## GOAL OF THE EXERCISE:
Pull every line of the entries that has the word "styles".

(Records with interface code)
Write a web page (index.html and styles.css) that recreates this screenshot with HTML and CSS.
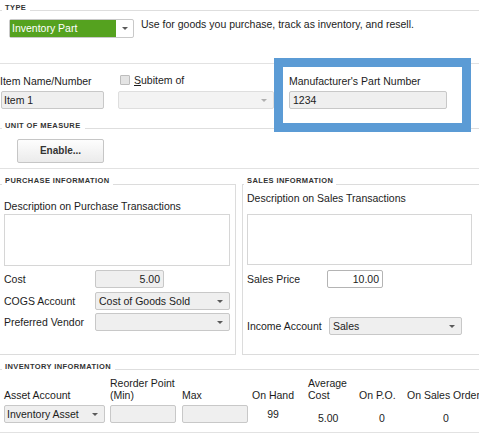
FILE: index.html
```html
<!DOCTYPE html>
<html>
<head>
<meta charset="utf-8">
<link rel="stylesheet" href="styles.css">
</head>
<body>
<div class="page">
  <section class="type-sec">
    <div class="title"><span class="dash"></span><span class="ttext">TYPE</span><span class="rule"></span></div>
    <div class="type-row">
      <div class="combo-type"><span class="green">Inventory Part</span><span class="arrbox"><i class="arr"></i></span></div>
      <div class="type-desc">Use for goods you purchase, track as inventory, and resell.</div>
    </div>
  </section>

  <section class="item-sec">
    <div class="f-name">
      <div class="lbl">Item Name/Number</div>
      <div class="input name-in">Item 1</div>
    </div>
    <div class="f-sub">
      <div class="lbl sub-lbl"><span class="cb"></span><span><u>S</u>ubitem of</span></div>
      <div class="select disabled"><i class="arr light"></i></div>
    </div>
    <div class="mpn">
      <div class="lbl">Manufacturer's Part Number</div>
      <div class="input mpn-in">1234</div>
    </div>
  </section>

  <section class="uom-sec">
    <div class="title"><span class="dash"></span><span class="ttext">UNIT OF MEASURE</span><span class="rule"></span></div>
    <div class="btn">Enable...</div>
  </section>

  <section class="info-sec">
    <fieldset class="grp purchase">
      <legend>PURCHASE INFORMATION</legend>
      <div class="desc-lbl p-desc">Description on Purchase Transactions</div>
      <div class="ta p-ta"></div>
      <div class="frow r-cost"><span class="flbl p-l">Cost</span><div class="input num cost-in">5.00</div></div>
      <div class="frow r-cogs"><span class="flbl p-l">COGS Account</span><div class="select p-sel"><span>Cost of Goods Sold</span><i class="arr"></i></div></div>
      <div class="frow r-vend"><span class="flbl p-l">Preferred Vendor</span><div class="select p-sel"><i class="arr"></i></div></div>
    </fieldset>
    <fieldset class="grp sales">
      <legend>SALES INFORMATION</legend>
      <div class="desc-lbl">Description on Sales Transactions</div>
      <div class="ta s-ta"></div>
      <div class="frow r-price"><span class="flbl s-l1">Sales Price</span><div class="input num white price-in">10.00</div></div>
      <div class="frow r-inc"><span class="flbl s-l2">Income Account</span><div class="select s-sel"><span>Sales</span><i class="arr"></i></div></div>
    </fieldset>
  </section>

  <section class="inv-sec">
    <div class="title"><span class="dash"></span><span class="ttext">INVENTORY INFORMATION</span><span class="rule"></span></div>
    <div class="inv-grid">
      <div class="col c-asset">
        <div class="hdr">Asset Account</div>
        <div class="select asset-sel"><span>Inventory Asset</span><i class="arr"></i></div>
      </div>
      <div class="col c-reorder">
        <div class="hdr">Reorder Point<br>(Min)</div>
        <div class="input"></div>
      </div>
      <div class="col c-max">
        <div class="hdr">Max</div>
        <div class="input"></div>
      </div>
      <div class="col c-hand">
        <div class="hdr">On Hand</div>
        <div class="val v-hand">99</div>
      </div>
      <div class="col c-avg">
        <div class="hdr">Average<br>Cost</div>
        <div class="val v-avg">5.00</div>
      </div>
      <div class="col c-po">
        <div class="hdr">On P.O.</div>
        <div class="val v-po">0</div>
      </div>
      <div class="col c-so">
        <div class="hdr">On Sales Order</div>
        <div class="val v-so">0</div>
      </div>
    </div>
  </section>
</div>
</body>
</html>
```

FILE: styles.css
```css
* { box-sizing: border-box; }
html, body { margin: 0; padding: 0; }
body {
  width: 479px;
  height: 441px;
  overflow: hidden;
  background: #ffffff;
  font-family: "Liberation Sans", Arial, sans-serif;
  font-size: 10.5px;
  line-height: 12px;
  color: #1c1c1c;
}
.page { width: 479px; }

/* section titles */
.title {
  display: flex;
  align-items: center;
  height: 10px;
  line-height: 10px;
  font-size: 7.5px;
  font-weight: bold;
  letter-spacing: 0.4px;
  color: #333;
}
.title .dash {
  width: 2px;
  height: 0;
  border-top: 1px solid #dedede;
  margin-top: 5px;
  margin-right: 3px;
}
.title .rule {
  flex: 1;
  height: 0;
  border-top: 1px solid #dedede;
  margin-top: 5px;
  margin-left: 4px;
}

/* generic fields */
.lbl { line-height: 12px; white-space: nowrap; }
.input {
  height: 18px;
  border: 1px solid #c8c8c8;
  border-radius: 2px;
  background: #efefef;
  padding: 0 3px;
  line-height: 16px;
  white-space: nowrap;
}
.input.num { text-align: right; }
.input.white { background: #ffffff; border-color: #b4b4b4; }
.select {
  height: 18px;
  border: 1px solid #c8c8c8;
  border-radius: 2px;
  background: #efefef;
  padding: 0 0 0 3px;
  display: flex;
  align-items: center;
  white-space: nowrap;
}
.select.disabled { background: #f3f3f3; border-color: #dedede; }
.arr {
  width: 0;
  height: 0;
  border-left: 3px solid transparent;
  border-right: 3px solid transparent;
  border-top: 3px solid #5a5a5a;
  margin-left: auto;
  margin-right: 6px;
}
.arr.light { border-top-color: #b0b0b0; }

/* TYPE */
.type-sec { height: 63px; padding-top: 3px; }
.type-row { display: flex; align-items: flex-start; margin-top: 5px; }
.combo-type {
  flex-shrink: 0;
  margin-left: 9px;
  margin-top: 1px;
  width: 125px;
  height: 19px;
  border: 1px solid #c9c9c9;
  border-radius: 2px;
  background: #fff;
  display: flex;
}
.combo-type .green {
  width: 106px;
  background: #55a21f;
  color: #fff;
  padding-left: 2px;
  line-height: 17px;
}
.combo-type .arrbox { flex: 1; display: flex; align-items: center; }
.combo-type .arr { margin-right: 5px; }
.type-desc { margin-left: 7px; white-space: nowrap; }

/* ITEM */
.item-sec {
  display: flex;
  align-items: flex-start;
  height: 58px;
  border-top: 1px solid #e2e2e2;
}
.item-sec > div { flex-shrink: 0; }
.f-name { margin-left: 1px; width: 103px; padding-top: 11px; }
.f-name .lbl { margin-left: -1px; margin-bottom: 4px; }
.name-in { padding-left: 2px; }
.f-sub { margin-left: 14px; width: 156px; padding-top: 10px; }
.sub-lbl { display: flex; align-items: center; margin-bottom: 5px; }
.cb {
  width: 10px;
  height: 10px;
  margin-left: 2px;
  margin-right: 4px;
  border: 1px solid #bdbdbd;
  border-radius: 1px;
  background: #e4e4e4;
}
.mpn {
  position: relative;
  z-index: 2;
  margin-top: -6px;
  width: 197px;
  height: 74px;
  border: 9px solid #5b9bd5;
  background: #fff;
  padding: 8px 6px;
}
.mpn .lbl { margin-bottom: 4px; }
.mpn-in { width: 158px; }

/* UOM */
.uom-sec { height: 47px; }
.btn {
  margin-top: 8px;
  margin-left: 17px;
  width: 87px;
  height: 24px;
  border: 1px solid #c6c6c6;
  border-radius: 2px;
  background: linear-gradient(#fdfdfd, #ebebeb);
  text-align: center;
  line-height: 22px;
  font-size: 10px;
  font-weight: bold;
  color: #333;
}

/* PURCHASE / SALES */
.info-sec {
  display: flex;
  border-top: 1px solid #e2e2e2;
  padding-top: 7px;
  height: 187px;
}
.grp {
  flex-shrink: 0;
  margin: 0;
  min-width: 0;
  height: 179px;
  border: 1px solid #dcdcdc;
  padding: 0 4px;
}
.grp legend {
  font-size: 7.5px;
  font-weight: bold;
  letter-spacing: 0.4px;
  color: #333;
  line-height: 10px;
  padding: 0 3px 6px 3px;
  white-space: nowrap;
}
.purchase { margin-left: -2px; width: 238px; padding-left: 5px; }
.purchase legend { margin-left: -2px; }
.sales { margin-left: 6px; width: 245px; }
.sales legend { margin-left: -3px; }
.desc-lbl { white-space: nowrap; }
.p-desc { margin-top: 8px; }
.ta { border: 1px solid #d6d6d6; background: #fff; }
.p-ta { margin-top: 2px; width: 226px; height: 52px; }
.s-ta { margin-top: 10px; width: 225px; height: 51px; }
.frow { display: flex; align-items: center; height: 18px; }
.frow > * { flex-shrink: 0; }
.flbl { white-space: nowrap; }
.p-l { width: 91px; }
.r-cost { margin-top: 4px; }
.r-cogs { margin-top: 4px; }
.r-vend { margin-top: 3px; }
.cost-in { width: 69px; }
.p-sel { width: 135px; }
.r-price { margin-top: 5px; }
.s-l1 { width: 80px; }
.price-in { width: 56px; }
.r-inc { margin-top: 29px; }
.s-l2 { width: 82px; }
.s-sel { width: 133px; }

/* INVENTORY */
.inv-sec {
  margin-top: 7px;
  padding-bottom: 9px;
  border-bottom: 1px solid #e2e2e2;
}
.inv-grid { display: flex; margin-top: 5px; }
.col { display: flex; flex-direction: column; flex-shrink: 0; }
.hdr {
  height: 24px;
  display: flex;
  align-items: flex-end;
  white-space: nowrap;
  margin-bottom: 4px;
}
.c-asset { margin-left: 4px; width: 101px; }
.asset-sel { padding-left: 2px; }
.c-reorder { margin-left: 5px; width: 66px; }
.c-max { margin-left: 6px; width: 66px; }
.c-hand { margin-left: 4px; width: 42px; }
.c-avg { margin-left: 14px; width: 40px; }
.c-po { margin-left: 11px; width: 36px; }
.c-so { margin-left: 12px; width: 80px; }
.val { height: 18px; line-height: 18px; }
.v-hand { text-align: center; }
.v-avg { padding-top: 4px; padding-left: 10px; }
.v-po { padding-top: 4px; padding-left: 20px; }
.v-so { padding-top: 4px; padding-left: 36px; }
```
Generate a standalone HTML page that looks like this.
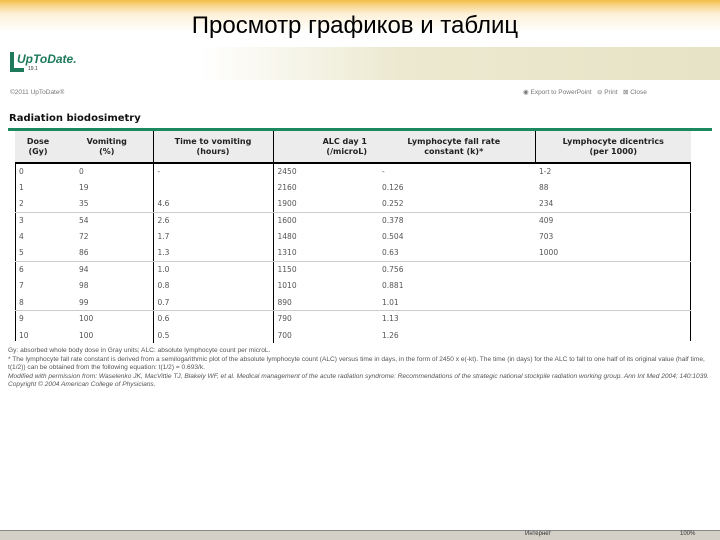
<!DOCTYPE html>
<html><head><meta charset="utf-8"><style>
*{margin:0;padding:0;box-sizing:border-box}
body{width:720px;height:540px;position:relative;background:#fff;font-family:"Liberation Sans",sans-serif;overflow:hidden}
.top{position:absolute;left:0;top:0;width:720px;height:46px;background:linear-gradient(#f2bc48 0,#f8d890 6px,#fdf1d8 14px,#fff 32px)}
.title{position:absolute;left:190px;width:330px;top:12px;text-align:center;font-size:24px;color:#000;white-space:nowrap}
.banner{position:absolute;left:0;top:47px;width:720px;height:33px;background:linear-gradient(90deg,#fff 0,#fff 200px,#ece9d0 400px,#e6e3c6 720px)}
.logo{position:absolute;left:9px;top:52px;font:italic bold 12px "Liberation Sans",sans-serif;color:#1e7a5a}
.abs{position:absolute}
.small{font-size:6.5px;color:#777}
table{position:absolute;left:15px;top:131px;width:676px;border-collapse:collapse;font-family:"DejaVu Sans",sans-serif;font-size:7.5px;color:#555}
th{background:#ececec;font-weight:bold;color:#222;height:32px;border-bottom:2px solid #000;font-size:8px;line-height:10px}
td{height:16.4px;padding-left:4px;vertical-align:middle}
.b{border-right:1.5px solid #000}
tr.g td{border-bottom:1px solid #ccc}
</style></head><body>
<div class="top"></div>
<div class="title">Просмотр графиков и таблиц</div>
<div class="banner"></div>
<div class="abs" style="left:10px;top:52px;width:4px;height:20px;background:#1e7a5a;border-radius:0 0 0 6px"></div>
<div class="abs" style="left:10px;top:68px;width:14px;height:4px;background:#1e7a5a"></div>
<div class="logo" style="left:17px">UpToDate.</div>
<div class="abs" style="left:28px;top:66px;font-size:5px;color:#333">19.1</div>
<div class="abs small" style="left:10px;top:89px">©2011 UpToDate®</div>
<div class="abs small" style="left:523px;top:88px">◉ Export to PowerPoint &nbsp; ⊖ Print &nbsp; ⊠ Close</div>
<div class="abs" style="left:9px;top:113px;font:bold 10px 'DejaVu Sans',sans-serif;color:#111">Radiation biodosimetry</div>
<div class="abs" style="left:8px;top:128px;width:704px;height:3px;background:#1a8a5e"></div>
<div class="abs" style="left:15px;top:131px;width:676px;height:210px;border-left:1.5px solid #000;border-right:1.5px solid #000"></div>
<table>
<tr><th style="width:46px;text-align:center">Dose<br>(Gy)</th><th class="b" style="width:92px;text-align:center">Vomiting<br>(%)</th><th class="b" style="width:120px">Time to vomiting<br>(hours)</th><th style="width:100px;text-align:right;padding-right:6px">ALC day 1<br>(/microL)</th><th class="b" style="width:162px">Lymphocyte fall rate<br>constant (k)*</th><th>Lymphocyte dicentrics<br>(per 1000)</th></tr>
<tr><td>0</td><td class="b" style="padding-left:18px">0</td><td class="b">-</td><td>2450</td><td style="padding-left:9px">-</td><td>1-2</td></tr>
<tr><td>1</td><td class="b" style="padding-left:18px">19</td><td class="b"></td><td>2160</td><td style="padding-left:9px">0.126</td><td>88</td></tr>
<tr class="g"><td>2</td><td class="b" style="padding-left:18px">35</td><td class="b">4.6</td><td>1900</td><td style="padding-left:9px">0.252</td><td>234</td></tr>
<tr><td>3</td><td class="b" style="padding-left:18px">54</td><td class="b">2.6</td><td>1600</td><td style="padding-left:9px">0.378</td><td>409</td></tr>
<tr><td>4</td><td class="b" style="padding-left:18px">72</td><td class="b">1.7</td><td>1480</td><td style="padding-left:9px">0.504</td><td>703</td></tr>
<tr class="g"><td>5</td><td class="b" style="padding-left:18px">86</td><td class="b">1.3</td><td>1310</td><td style="padding-left:9px">0.63</td><td>1000</td></tr>
<tr><td>6</td><td class="b" style="padding-left:18px">94</td><td class="b">1.0</td><td>1150</td><td style="padding-left:9px">0.756</td><td></td></tr>
<tr><td>7</td><td class="b" style="padding-left:18px">98</td><td class="b">0.8</td><td>1010</td><td style="padding-left:9px">0.881</td><td></td></tr>
<tr class="g"><td>8</td><td class="b" style="padding-left:18px">99</td><td class="b">0.7</td><td>890</td><td style="padding-left:9px">1.01</td><td></td></tr>
<tr><td>9</td><td class="b" style="padding-left:18px">100</td><td class="b">0.6</td><td>790</td><td style="padding-left:9px">1.13</td><td></td></tr>
<tr><td>10</td><td class="b" style="padding-left:18px">100</td><td class="b">0.5</td><td>700</td><td style="padding-left:9px">1.26</td><td></td></tr>
</table>
<div class="abs" style="left:8px;top:347px;width:704px;font-size:6.6px;line-height:8.6px;color:#555">
Gy: absorbed whole body dose in Gray units; ALC: absolute lymphocyte count per microL.<br>
* The lymphocyte fall rate constant is derived from a semilogarithmic plot of the absolute lymphocyte count (ALC) versus time in days, in the form of 2450 x e(-kt). The time (in days) for the ALC to fall to one half of its original value (half time, t(1/2)) can be obtained from the following equation: t(1/2) = 0.693/k.<br>
<i>Modified with permission from: Waselenko JK, MacVittie TJ, Blakely WF, et al. Medical management of the acute radiation syndrome: Recommendations of the strategic national stockpile radiation working group. Ann Int Med 2004; 140:1039. Copyright © 2004 American College of Physicians.</i></div>
<div class="abs" style="left:0;top:530px;width:720px;height:10px;background:#d4d0c8;border-top:1px solid #888"></div>
<div class="abs" style="left:525px;top:531px;font-size:6px;color:#333">Интернет</div>
<div class="abs" style="left:680px;top:531px;font-size:6px;color:#333">100%</div>
</body></html>
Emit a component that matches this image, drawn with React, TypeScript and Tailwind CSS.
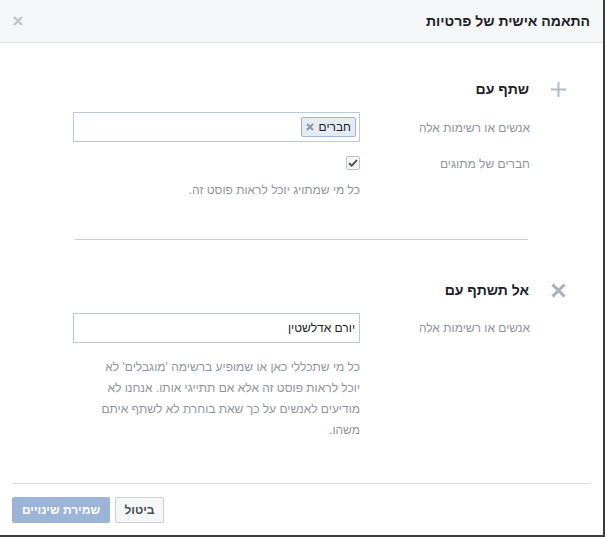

## RESPONSE TO THE EXERCISE:
Write a web page (index.html and styles.css) that recreates this screenshot with HTML and CSS.
<link rel="stylesheet" href="styles.css">
FILE: styles.css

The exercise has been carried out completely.